BONNERS FERRY, Idaho — People usually start lining up for Thanksgiving dinner before 10 a.m. at Chuck Quillin’s place in Bonners Ferry, Idaho.
Some are strangers Quillin has never met. Others have been coming for years.
For 14 years, the owner of the Three Mile Cafe has been offering a free Thanksgiving dinner to everyone who walks in the door of his truck stop. Usually about 300 people eat.
Most of the guests are regulars, but they include surprised truckers and tourists who are pleasantly surprised that, at least on Thanksgiving in Bonners Ferry, there is such a thing as a free lunch.
"We probably have enough for 500 people," Quillin said this week as he prepared the huge meal. "We have plenty of food."
People come from as far away as Spokane, 100 miles to the southwest.
This is not a meal intended only for the poor or for lonely singles, Quillin said. It is a civic gathering in the spirit of the first Thanksgiving. Entire families come to the diner, and no one is allowed to sit alone.
"Whether you have or have not doesn’t even enter into it," Quillin said. "It’s something where you give back.
"You’ve got to give back," he said. "You can’t take, take, take."
The cafe, which seats 62, is just north of this little logging town on U.S. 95 about 30 miles south of the Canadian border.

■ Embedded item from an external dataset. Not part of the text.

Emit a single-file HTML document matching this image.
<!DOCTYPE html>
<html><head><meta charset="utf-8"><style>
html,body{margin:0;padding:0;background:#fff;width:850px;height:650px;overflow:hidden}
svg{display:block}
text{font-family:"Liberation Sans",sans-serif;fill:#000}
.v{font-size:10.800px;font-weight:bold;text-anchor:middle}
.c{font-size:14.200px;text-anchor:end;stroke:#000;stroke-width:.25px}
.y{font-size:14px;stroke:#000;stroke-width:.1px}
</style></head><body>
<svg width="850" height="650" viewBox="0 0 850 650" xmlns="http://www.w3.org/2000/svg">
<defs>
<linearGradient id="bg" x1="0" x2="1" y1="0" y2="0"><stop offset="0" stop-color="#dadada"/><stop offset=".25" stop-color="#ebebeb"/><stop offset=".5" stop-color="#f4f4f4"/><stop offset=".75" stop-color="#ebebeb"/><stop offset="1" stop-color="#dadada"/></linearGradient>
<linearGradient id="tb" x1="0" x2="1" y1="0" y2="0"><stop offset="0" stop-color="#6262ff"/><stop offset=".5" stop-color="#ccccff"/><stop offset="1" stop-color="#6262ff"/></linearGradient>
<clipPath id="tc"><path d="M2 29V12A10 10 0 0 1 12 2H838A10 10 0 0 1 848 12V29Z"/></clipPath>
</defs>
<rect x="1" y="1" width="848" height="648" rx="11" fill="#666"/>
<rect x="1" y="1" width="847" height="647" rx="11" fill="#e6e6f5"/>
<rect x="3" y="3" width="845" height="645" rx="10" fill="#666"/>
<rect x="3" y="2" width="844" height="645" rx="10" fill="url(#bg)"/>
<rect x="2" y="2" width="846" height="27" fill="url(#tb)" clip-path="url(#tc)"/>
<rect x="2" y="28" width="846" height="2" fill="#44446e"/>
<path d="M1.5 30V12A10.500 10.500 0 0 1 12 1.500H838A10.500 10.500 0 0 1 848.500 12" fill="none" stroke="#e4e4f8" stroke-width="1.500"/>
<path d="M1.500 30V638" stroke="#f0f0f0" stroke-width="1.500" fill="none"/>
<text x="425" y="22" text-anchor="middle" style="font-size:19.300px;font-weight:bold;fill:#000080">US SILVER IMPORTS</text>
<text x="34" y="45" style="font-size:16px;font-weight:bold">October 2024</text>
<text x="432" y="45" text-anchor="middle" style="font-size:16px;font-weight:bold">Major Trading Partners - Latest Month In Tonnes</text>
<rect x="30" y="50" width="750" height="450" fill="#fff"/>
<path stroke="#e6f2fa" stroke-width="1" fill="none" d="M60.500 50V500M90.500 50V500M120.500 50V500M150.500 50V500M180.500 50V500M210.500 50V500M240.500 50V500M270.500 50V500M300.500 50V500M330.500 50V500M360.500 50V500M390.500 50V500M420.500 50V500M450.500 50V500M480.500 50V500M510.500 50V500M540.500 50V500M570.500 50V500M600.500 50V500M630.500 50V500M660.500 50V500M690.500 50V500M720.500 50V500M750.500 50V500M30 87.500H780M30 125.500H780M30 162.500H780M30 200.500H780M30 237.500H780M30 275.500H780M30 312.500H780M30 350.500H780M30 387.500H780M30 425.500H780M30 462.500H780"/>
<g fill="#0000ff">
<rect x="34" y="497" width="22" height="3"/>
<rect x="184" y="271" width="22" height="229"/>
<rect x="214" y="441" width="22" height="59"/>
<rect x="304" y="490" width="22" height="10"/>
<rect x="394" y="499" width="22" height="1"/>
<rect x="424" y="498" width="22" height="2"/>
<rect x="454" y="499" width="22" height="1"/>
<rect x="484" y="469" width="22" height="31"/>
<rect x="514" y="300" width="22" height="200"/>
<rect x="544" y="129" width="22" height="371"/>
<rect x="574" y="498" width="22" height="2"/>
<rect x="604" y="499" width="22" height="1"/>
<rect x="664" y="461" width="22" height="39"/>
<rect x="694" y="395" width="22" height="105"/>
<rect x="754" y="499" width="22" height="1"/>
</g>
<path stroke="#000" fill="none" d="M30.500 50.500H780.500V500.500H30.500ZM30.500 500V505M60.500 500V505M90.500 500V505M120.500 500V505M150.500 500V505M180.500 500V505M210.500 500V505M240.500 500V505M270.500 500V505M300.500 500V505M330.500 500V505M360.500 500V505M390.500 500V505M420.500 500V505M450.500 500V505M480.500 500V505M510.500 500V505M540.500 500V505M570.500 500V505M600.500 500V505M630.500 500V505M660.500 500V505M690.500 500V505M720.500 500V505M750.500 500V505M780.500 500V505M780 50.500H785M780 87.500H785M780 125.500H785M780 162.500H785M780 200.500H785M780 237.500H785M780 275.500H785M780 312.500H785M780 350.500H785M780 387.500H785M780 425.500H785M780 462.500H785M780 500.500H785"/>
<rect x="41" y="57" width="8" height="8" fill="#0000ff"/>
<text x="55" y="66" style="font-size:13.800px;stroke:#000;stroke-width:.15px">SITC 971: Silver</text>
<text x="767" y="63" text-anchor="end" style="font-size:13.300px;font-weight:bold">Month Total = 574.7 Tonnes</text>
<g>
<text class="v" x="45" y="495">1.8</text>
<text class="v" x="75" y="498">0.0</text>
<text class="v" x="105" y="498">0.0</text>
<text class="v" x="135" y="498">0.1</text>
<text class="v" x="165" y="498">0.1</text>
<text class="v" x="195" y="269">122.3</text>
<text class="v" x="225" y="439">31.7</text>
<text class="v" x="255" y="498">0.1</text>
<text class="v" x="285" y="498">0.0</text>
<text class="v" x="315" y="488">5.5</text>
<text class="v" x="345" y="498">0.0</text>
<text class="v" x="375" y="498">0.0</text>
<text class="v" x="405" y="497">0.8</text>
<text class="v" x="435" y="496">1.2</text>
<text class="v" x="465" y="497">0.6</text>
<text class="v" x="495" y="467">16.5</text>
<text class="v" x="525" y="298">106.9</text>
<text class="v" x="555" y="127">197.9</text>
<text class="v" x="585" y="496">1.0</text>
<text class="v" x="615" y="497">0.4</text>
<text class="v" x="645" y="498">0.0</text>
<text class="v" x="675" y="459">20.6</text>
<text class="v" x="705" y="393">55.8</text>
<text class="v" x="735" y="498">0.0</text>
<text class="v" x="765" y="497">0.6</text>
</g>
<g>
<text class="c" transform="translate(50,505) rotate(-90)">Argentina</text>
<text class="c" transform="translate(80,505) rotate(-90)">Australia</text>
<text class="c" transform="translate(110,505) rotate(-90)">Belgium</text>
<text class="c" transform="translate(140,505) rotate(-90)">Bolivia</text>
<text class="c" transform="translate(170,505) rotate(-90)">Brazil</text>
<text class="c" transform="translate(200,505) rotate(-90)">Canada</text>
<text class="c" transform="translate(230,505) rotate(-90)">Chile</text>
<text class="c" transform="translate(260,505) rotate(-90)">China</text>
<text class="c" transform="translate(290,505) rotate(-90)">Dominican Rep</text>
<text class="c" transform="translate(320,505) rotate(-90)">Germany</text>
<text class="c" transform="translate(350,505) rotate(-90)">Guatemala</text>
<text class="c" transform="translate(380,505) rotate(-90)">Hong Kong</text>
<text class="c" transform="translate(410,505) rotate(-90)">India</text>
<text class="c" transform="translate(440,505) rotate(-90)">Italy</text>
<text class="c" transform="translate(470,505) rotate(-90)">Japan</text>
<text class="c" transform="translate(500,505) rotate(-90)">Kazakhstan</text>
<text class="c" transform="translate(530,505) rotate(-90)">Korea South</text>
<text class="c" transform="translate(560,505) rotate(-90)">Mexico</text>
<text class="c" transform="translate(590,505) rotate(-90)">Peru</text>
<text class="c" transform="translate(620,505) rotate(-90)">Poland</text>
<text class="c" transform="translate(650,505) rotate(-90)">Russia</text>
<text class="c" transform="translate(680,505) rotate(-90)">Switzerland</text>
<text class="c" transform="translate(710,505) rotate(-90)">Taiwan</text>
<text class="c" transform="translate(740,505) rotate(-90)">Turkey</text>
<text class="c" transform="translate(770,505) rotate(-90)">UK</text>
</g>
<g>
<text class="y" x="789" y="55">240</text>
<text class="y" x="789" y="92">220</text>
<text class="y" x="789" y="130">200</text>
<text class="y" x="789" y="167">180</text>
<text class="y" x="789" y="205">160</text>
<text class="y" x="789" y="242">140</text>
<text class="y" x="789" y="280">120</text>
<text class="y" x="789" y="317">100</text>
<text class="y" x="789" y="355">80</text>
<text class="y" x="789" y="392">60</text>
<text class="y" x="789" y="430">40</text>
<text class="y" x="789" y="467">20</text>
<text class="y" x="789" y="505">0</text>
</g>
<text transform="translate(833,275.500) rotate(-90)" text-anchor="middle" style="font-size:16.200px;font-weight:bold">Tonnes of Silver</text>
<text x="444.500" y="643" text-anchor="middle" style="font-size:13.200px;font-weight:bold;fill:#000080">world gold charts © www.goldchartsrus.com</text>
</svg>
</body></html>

"What’s nice is when we get Canadians," he said. "It’s not their holiday, and they come in and are caught totally off guard."
There’s nothing unusual about the menu. The food is turkey, stuffing, sweet potatoes, mashed potatoes, a vegetable, roll and pumpkin pie.

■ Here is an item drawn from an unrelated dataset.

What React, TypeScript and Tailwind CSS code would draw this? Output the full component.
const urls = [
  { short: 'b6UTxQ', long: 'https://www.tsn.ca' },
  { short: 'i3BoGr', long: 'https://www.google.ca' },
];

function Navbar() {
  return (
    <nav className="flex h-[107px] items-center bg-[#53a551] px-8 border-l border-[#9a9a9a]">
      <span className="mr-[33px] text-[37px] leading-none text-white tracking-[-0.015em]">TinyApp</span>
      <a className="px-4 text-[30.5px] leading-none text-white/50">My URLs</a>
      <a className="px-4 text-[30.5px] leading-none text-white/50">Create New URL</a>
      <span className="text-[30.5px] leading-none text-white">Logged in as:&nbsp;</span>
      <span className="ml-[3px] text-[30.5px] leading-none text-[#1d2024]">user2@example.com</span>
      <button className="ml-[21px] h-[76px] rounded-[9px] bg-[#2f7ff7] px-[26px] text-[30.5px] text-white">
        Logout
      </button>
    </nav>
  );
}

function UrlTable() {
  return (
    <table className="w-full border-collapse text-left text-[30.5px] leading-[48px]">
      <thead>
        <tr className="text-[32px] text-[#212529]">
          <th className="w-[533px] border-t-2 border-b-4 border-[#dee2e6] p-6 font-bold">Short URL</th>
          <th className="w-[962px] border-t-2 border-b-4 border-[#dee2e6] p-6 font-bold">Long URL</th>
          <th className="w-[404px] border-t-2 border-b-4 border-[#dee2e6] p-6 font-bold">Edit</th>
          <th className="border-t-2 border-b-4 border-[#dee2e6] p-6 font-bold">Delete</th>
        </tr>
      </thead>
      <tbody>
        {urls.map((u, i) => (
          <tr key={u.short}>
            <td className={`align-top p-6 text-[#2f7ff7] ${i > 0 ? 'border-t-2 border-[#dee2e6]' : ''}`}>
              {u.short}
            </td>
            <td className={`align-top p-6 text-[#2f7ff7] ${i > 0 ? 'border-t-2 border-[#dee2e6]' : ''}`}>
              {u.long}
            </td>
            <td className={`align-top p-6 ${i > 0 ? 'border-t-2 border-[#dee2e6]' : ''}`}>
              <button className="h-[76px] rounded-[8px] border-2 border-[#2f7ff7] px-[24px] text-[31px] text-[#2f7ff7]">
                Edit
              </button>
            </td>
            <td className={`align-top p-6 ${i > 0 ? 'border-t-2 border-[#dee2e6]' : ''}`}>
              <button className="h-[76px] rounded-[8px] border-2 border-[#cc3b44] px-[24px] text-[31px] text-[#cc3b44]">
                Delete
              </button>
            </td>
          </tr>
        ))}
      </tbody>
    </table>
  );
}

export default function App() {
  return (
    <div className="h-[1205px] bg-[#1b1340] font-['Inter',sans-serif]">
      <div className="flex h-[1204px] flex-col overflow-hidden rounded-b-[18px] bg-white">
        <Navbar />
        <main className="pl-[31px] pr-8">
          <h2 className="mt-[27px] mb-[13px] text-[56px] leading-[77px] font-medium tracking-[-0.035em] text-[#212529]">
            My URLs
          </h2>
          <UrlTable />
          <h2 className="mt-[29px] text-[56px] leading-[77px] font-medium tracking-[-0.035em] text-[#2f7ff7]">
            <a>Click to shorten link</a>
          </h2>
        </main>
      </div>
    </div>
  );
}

"We prepare the turkeys ahead of time, but everything else is prepared the day of," Quillin said. It takes 15 to 20 turkeys to feed the crowds.
Half a dozen employees pitch in as volunteers, as do a large number of community members. Quillin always has more volunteers than he needs.
The Thanksgiving meal is served from 11 a.m. to 1 p.m., but people have typically fill the seats by 10:30 and a line forms.
Quillin doesn’t eat until the last guest has been served.
He has never run out of food.
He refused to reveal how much the meal costs, saying he has never added up the bills and doesn’t care.
Quillin, 64, spent 19 years constructing pipelines all over the United States. One of those jobs was in the Bonners Ferry area. He liked it so well that he bought the cafe in 1979.
The first free Thanksgiving dinner drew about 25 people, and it’s been growing since.
He plans to do it all again next year.
"I don’t know why I’d want to retire," he said.